В плане сенсорного развития Лиза делает успехи: узнает и называет геометрические формы, цвета. Развились графометрические навыки. В игре появились элементы драматизации, Лиза эмоционально озвучивает и показывает разные роли».

Мама Лизы обратила внимание на то, что девочка, придя домой, часто просит дать ей альбом для рисования и, по крайней мере, по несколько минут занимается изобразительной деятельностью. Часто просит родителей рисовать для нее разные истории, а потом говорит от имени изображенных персонажей. По отношению ко взрослым стала менее конфликтной, более управляемой, стала активнее общаться.

Литература

Копытин А. И. Системная арт-терапия. СПб.: Питер, 2001.
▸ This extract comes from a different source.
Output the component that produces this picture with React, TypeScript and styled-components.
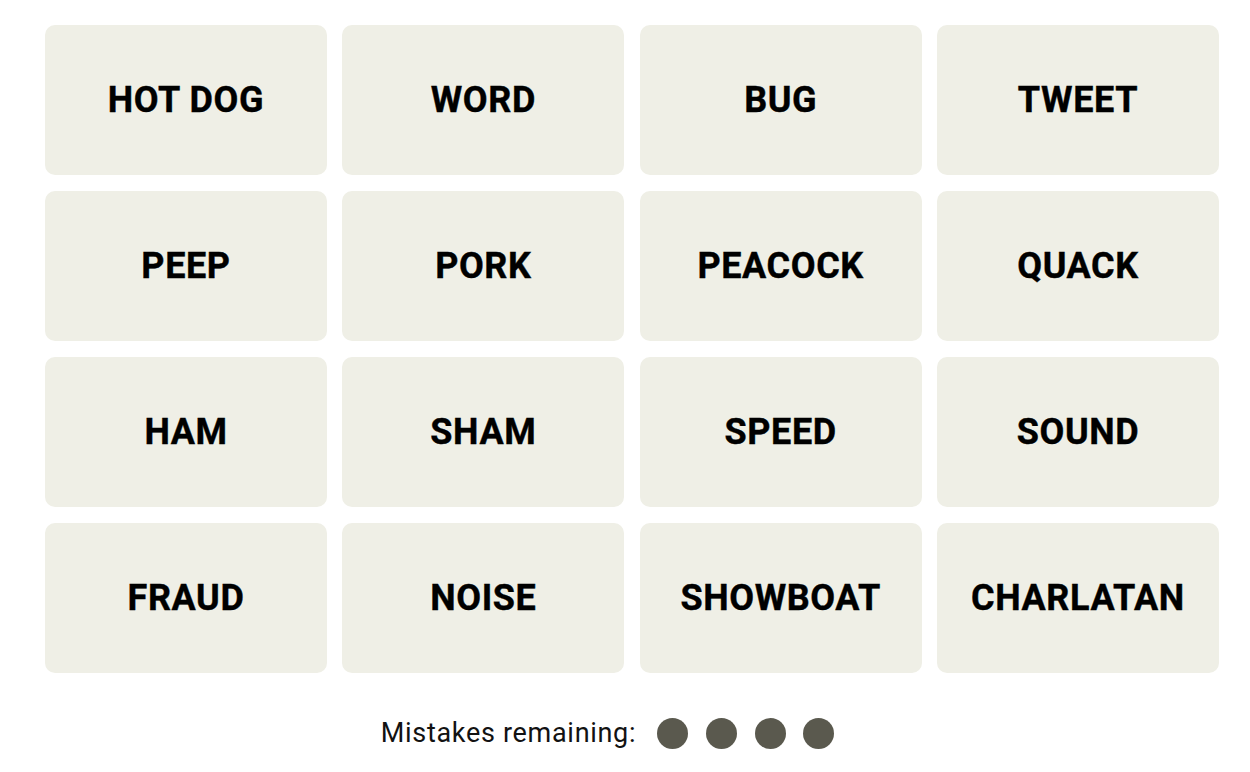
import React from "react";
import styled, { createGlobalStyle } from "styled-components";

const GlobalStyle = createGlobalStyle`
  html, body {
    margin: 0;
    padding: 0;
    background: #ffffff;
  }
  body {
    font-family: Roboto, "Liberation Sans", Arial, sans-serif;
  }
`;

const Page = styled.main`
  width: 1250px;
  height: 772px;
  box-sizing: border-box;
  padding: 25px 31px 0 45px;
  display: flex;
  flex-direction: column;
`;

const Board = styled.div`
  width: 1174px;
  display: grid;
  grid-template-columns: repeat(4, 282px);
  grid-auto-rows: 150px;
  column-gap: 15.33px;
  row-gap: 16px;
`;

const Tile = styled.button`
  border: none;
  margin: 0;
  padding: 0;
  border-radius: 10px;
  background: #efefe6;
  color: #000000;
  font-family: Roboto, "Liberation Sans", Arial, sans-serif;
  font-weight: 700;
  font-size: 36px;
  letter-spacing: 0.6px;
  text-transform: uppercase;
  -webkit-text-stroke: 0.4px #000000;
  display: flex;
  align-items: center;
  justify-content: center;
  cursor: pointer;
`;

const Footer = styled.div`
  margin-top: 44px;
  margin-left: -45px;
  width: 1250px;
  box-sizing: border-box;
  padding-right: 35px;
  display: flex;
  align-items: center;
  justify-content: center;
  gap: 21px;
`;

const Label = styled.span`
  font-family: Roboto, "Liberation Sans", Arial, sans-serif;
  font-size: 27px;
  font-weight: 400;
  letter-spacing: 0.7px;
  color: #121212;
`;

const Dots = styled.div`
  display: flex;
  align-items: center;
  gap: 17.7px;
`;

const Dot = styled.span`
  width: 31px;
  height: 31px;
  border-radius: 50%;
  background: #5a594e;
  display: block;
`;

const words = [
  "HOT DOG", "WORD", "BUG", "TWEET",
  "PEEP", "PORK", "PEACOCK", "QUACK",
  "HAM", "SHAM", "SPEED", "SOUND",
  "FRAUD", "NOISE", "SHOWBOAT", "CHARLATAN",
];

export default function App() {
  return (
    <>
      <GlobalStyle />
      <Page>
        <Board>
          {words.map((w) => (
            <Tile key={w}>{w}</Tile>
          ))}
        </Board>
        <Footer>
          <Label>Mistakes remaining:</Label>
          <Dots>
            <Dot />
            <Dot />
            <Dot />
            <Dot />
          </Dots>
        </Footer>
      </Page>
    </>
  );
}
Ehrenzweig A. The Psychoanalysis of Artistic Vision and hearing. London:

Routledge, 1953. Kramer E. Childhood and Art Therapy. Notes on Theory and Application. New York: Schocken Books, 1979.

Н. О. Сучкова

Выявление и коррекция нарушенных представлений о доме у детей-сирот с использованием художественных средств

В любом обществе всегда были, есть и будут сироты и дети, которые по разным причинам остаются без попечения родителей. В сознании таких детей нередко вообще не сформировано представление о доме либо оно не является положительным. В то же время это представление является одним из наиважнейших для человека понятий, включающим в себя такие характеристики, как опека, тепло, любовь, безопасность, надежность.

Очевидно, что успешное психическое развитие ребенка может нарушаться, если он не погружен в столь необходимую для него семейную среду. Формирующийся у детей образ дома является чрезвычайно емким символом, отражающим природную и социальную сущности человека, как осознаваемые, так и неосознаваемые аспекты его психического опыта. Как пишет М. Осорина, «Понятие «дом» для человека имеет много смыслов, слитых воедино и эмоционально окрашенных. Это и кров, убежище, защита от непогоды и напастей внешнего мира, здесь можно укрыться, спрятаться, отгородиться… Это и место жительства, официальный адрес, где человека можно найти, куда можно писать письма – точка в пространстве социального мира, где он обретается. Это и символ жизни семьи, теплого домашнего очага – грустно, когда дом пуст, когда тебя никто не ждет; тяжко быть бездомным, сиротой. Дом воплощает также идею интимного, личностного пространства, обиталища человеческого «я». Вернуться домой – это вернуться к себе» (Осорина, 2000, с. 31–32).